One thing I've learned in the many global environmental summits I've attended over the years, is that these gatherings tend to mark progress rather than make it.
The collective will of leaders is not determined at the meetings themselves, but by events in between. This basic fact is highly pertinent to the United Nations climate change talks taking place in Paris later this year. Unlike the political disaster that unfolded in Copenhagen six years before - where talks broke down in diplomatic acrimony driven by mistrust and failed communications - careful groundwork and real-world progress mean that Paris is set to put the world onto a bright new path.
Critical to the progress made during the last year has been the ever-clearer accord between the world's two biggest greenhouse gas emitters - China and the United States. On top of this, by signing off last year's Intergovernmental Panel on Climate Change report, all nations have agreed that emissions from fossil fuels need to taper over a period of decades to zero, marking another sea change in political conditions. Rapid growth in renewable energy deployment is beginning to show in a measureable decoupling between development and emissions, demonstrating how "green growth" works in practice.
Another key factor for Paris is that the deal likely to emerge will be based on national commitments to cut greenhouse gas emissions rather than the near impossible job of everyone trying to negotiate everyone else's targets. And the Sustainable Development Goals to be adopted this month will create a new context for joined-up global action, linking ecological goals with economic ones in more meaningful ways than seen before.
However, the sum of national commitments on display before and during Paris will almost certainly not add up to keeping the world below two degrees of warming, the globally agreed upper limit in restricting temperature increase.

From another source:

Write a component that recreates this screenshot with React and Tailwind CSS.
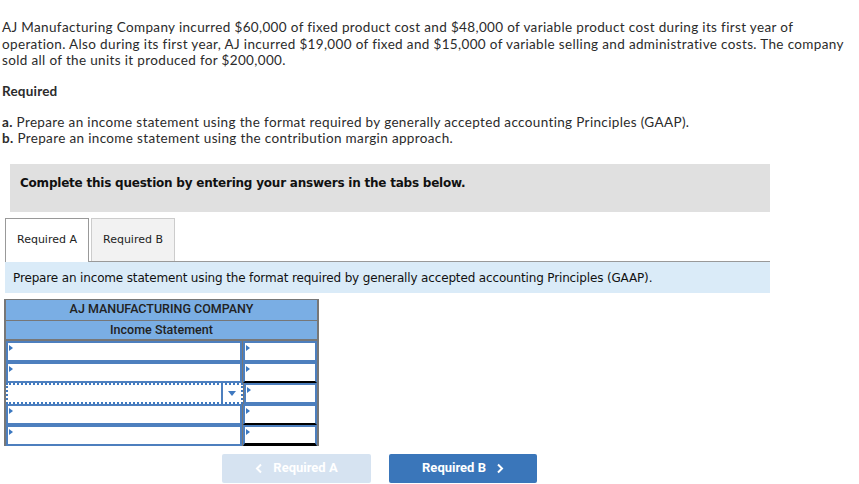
import React from 'react';

const Marker = () => (
  <span className="absolute top-[2px] left-[1px] w-0 h-0 border-y-[3px] border-y-transparent border-l-[4px] border-l-[#3b78c0]" />
);

const Cell = ({ className = '', marker = true, children }) => (
  <div className={`relative bg-white border-2 border-[#4d7fbe] ${className}`}>
    {marker && <Marker />}
    {children}
  </div>
);

export default function App() {
  const rows = [
    { dropdown: false, under: '' },
    { dropdown: false, under: 'border-b-2 border-b-black' },
    { dropdown: true, under: '' },
    { dropdown: false, under: 'border-b-2 border-b-black' },
    { dropdown: false, under: 'border-b-[3px] border-b-black' },
  ];

  return (
    <div className="w-[859px] h-[484px] bg-white overflow-hidden text-[#333]">
      {/* Question */}
      <div className="pl-[2px] pt-[19px] font-['Lato',sans-serif] text-[13.5px] leading-[16.5px] tracking-[0.35px] text-[#2b2b2b]">
        <p className="whitespace-nowrap">
          AJ Manufacturing Company incurred $60,000 of fixed product cost and $48,000 of variable product cost during its first year of
          <br />
          operation. Also during its first year, AJ incurred $19,000 of fixed and $15,000 of variable selling and administrative costs. The company
          <br />
          sold all of the units it produced for $200,000.
        </p>
        <p className="mt-[14px] font-bold leading-[16px] tracking-[0.2px]">Required</p>
        <p className="mt-[15px] leading-[16px]">
          <b>a.</b> Prepare an income statement using the format required by generally accepted accounting Principles (GAAP).
        </p>
        <p className="leading-[16px]">
          <b>b.</b> Prepare an income statement using the contribution margin approach.
        </p>
      </div>

      {/* Instructions bar */}
      <div className="ml-[10px] mt-[18px] w-[760px] h-[48px] bg-[#e0e0e0] pl-[10px] pt-[11px] font-['DejaVu_Sans',sans-serif] text-[12px] leading-[16px] tracking-[-0.22px] font-bold text-[#111]">
        Complete this question by entering your answers in the tabs below.
      </div>

      {/* Tabs */}
      <div className="ml-[5px] mt-[6px] w-[765px] flex items-end border-b border-[#999] font-['DejaVu_Sans',sans-serif] text-[11px] text-[#222]">
        <div className="w-[84px] h-[44px] -mb-px bg-white border border-b-0 border-[#999] flex items-center justify-center">
          Required A
        </div>
        <div className="ml-[2px] w-[84px] h-[43px] bg-[#f2f2f2] border border-b-0 border-[#ccc] flex items-center justify-center pt-[1px]">
          Required B
        </div>
      </div>
      <div className="ml-[5px] w-[765px] h-[31px] bg-[#daebf8] pl-[8px] pt-[2px] flex items-center font-['DejaVu_Sans',sans-serif] text-[12px] tracking-[-0.15px] text-[#111]">
        Prepare an income statement using the format required by generally accepted accounting Principles (GAAP).
      </div>

      {/* Table */}
      <div className="ml-[4px] mt-[6px] w-[315px] border-x-2 border-t border-[#777] bg-[#777] font-['Roboto',sans-serif] text-[12.5px] font-medium text-[#222]">
        <div className="h-[21px] bg-[#7aaee4] flex items-center justify-center border-b border-[#777]">
          AJ MANUFACTURING COMPANY
        </div>
        <div className="h-[20px] bg-[#7aaee4] flex items-center justify-center border-b-2 border-[#777] pt-[1px]">
          Income Statement
        </div>
        {rows.map((r, i) => (
          <div key={i} className="flex h-[21px] gap-[1px]">
            {r.dropdown ? (
              <div className="relative w-[237px] bg-white border-2 border-dotted border-[#3f79c0] flex justify-end items-center">
                <span className="h-[17px] border-l-2 border-[#4d7fbe]" />
                <span className="mx-[5px] w-0 h-0 border-x-[4px] border-x-transparent border-t-[5px] border-t-[#3f79c0]" />
              </div>
            ) : (
              <Cell className="w-[236px]" />
            )}
            <Cell className={`flex-1 ${r.under}`} />
          </div>
        ))}
      </div>

      {/* Navigation */}
      <div className="ml-[222px] mt-[8px] flex gap-[18px] font-['Roboto',sans-serif] text-[13px] font-bold text-white">
        <button className="w-[149px] h-[29px] rounded-[2px] bg-[#d6e3f1] flex items-center justify-center gap-[10px]">
          <svg width="8" height="11" viewBox="0 0 8 11" fill="none" stroke="white" strokeWidth="2">
            <path d="M6 1.5 2 5.5l4 4" />
          </svg>
          Required A
        </button>
        <button className="w-[148px] h-[29px] rounded-[2px] bg-[#3a76ba] flex items-center justify-center gap-[10px]">
          Required B
          <svg width="8" height="11" viewBox="0 0 8 11" fill="none" stroke="white" strokeWidth="2">
            <path d="M2 1.5l4 4-4 4" />
          </svg>
        </button>
      </div>
    </div>
  );
}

While unfortunate, we need to keep this in perspective. No single meeting or event can 'solve' climate change; Paris is part of a long process. And there is a major danger here. Should the Paris summit be judged a failure because the sum of the commitments made does not reach two degrees, this will strengthen the narrative of climate change deniers and detractors who are already primed, gleefully, to proclaim failure. They'll use that storyline to block national implementation, foster mistrust and to prop-up the high-carbon status quo.
They'll also try to exploit divisions between 'rich' and 'poor' nations. Many of us grew up with the familiar division of countries within the UN process into these two simple blocs. But the world is very different now, and the alliance of constructive states encompasses countries in every stage of development. So while it's right to press for justice in the Paris outcome, we should recognise that the formal negotiating blocs no longer mirror an increasingly complex and nuanced reality.
With all this in mind, it's vital that people looking for a positive outcome at Paris and beyond adopt the right metric for judging 'success' or 'failure'. The fallout from Copenhagen was so bad as to threaten the very future of climate change negotiations; the fact that we are in this far more optimistic state just six years later is already a victory of sorts. A broadly good agreement in Paris will increase confidence among governments and businesses for taking the more rapid steps we need in the coming years. That in turn will address the very real concerns of some countries about potential negative impacts of low-carbon plans on development. Through this cycle, combined with a "ratchet up" mechanism, to increase the rate of emissions reductions, in the Paris agreement, we can still achieve the two-degree trajectory that we need.
However the Paris meeting concludes, it will not be the end of the story. To quote Winston Churchill after the Allied victory at El Alamein: 'Now this is not the end; it's not even the beginning of the end. But it is, perhaps, the end of the beginning'. With the original climate change treaty agreed in 1992, it has for many of us been a very long beginning, but now, finally, we might be getting somewhere.
Even without the UN process, technology, pubic opinion, patterns of investment, commercial planning and political consensus are turning more and more toward meaningful action. A good Paris outcome will accelerate the transition already in train; and that is ultimately how Paris should and will be judged.
There is little doubt that opponents of the low-carbon transition know they are on the wrong side of history. But they have fought long and hard to delay the progress we need, and will continue doing so in the road through Paris. It is incumbent on all of us in the environment movement to make sure that we do not inadvertently hand them any ammunition.
As Churchill also remarked: "Before Alamein we never had a victory. After Alamein, we never had a defeat". Paris could be our pivot point, and despite not being a total win, history might see it as the moment the tables turned.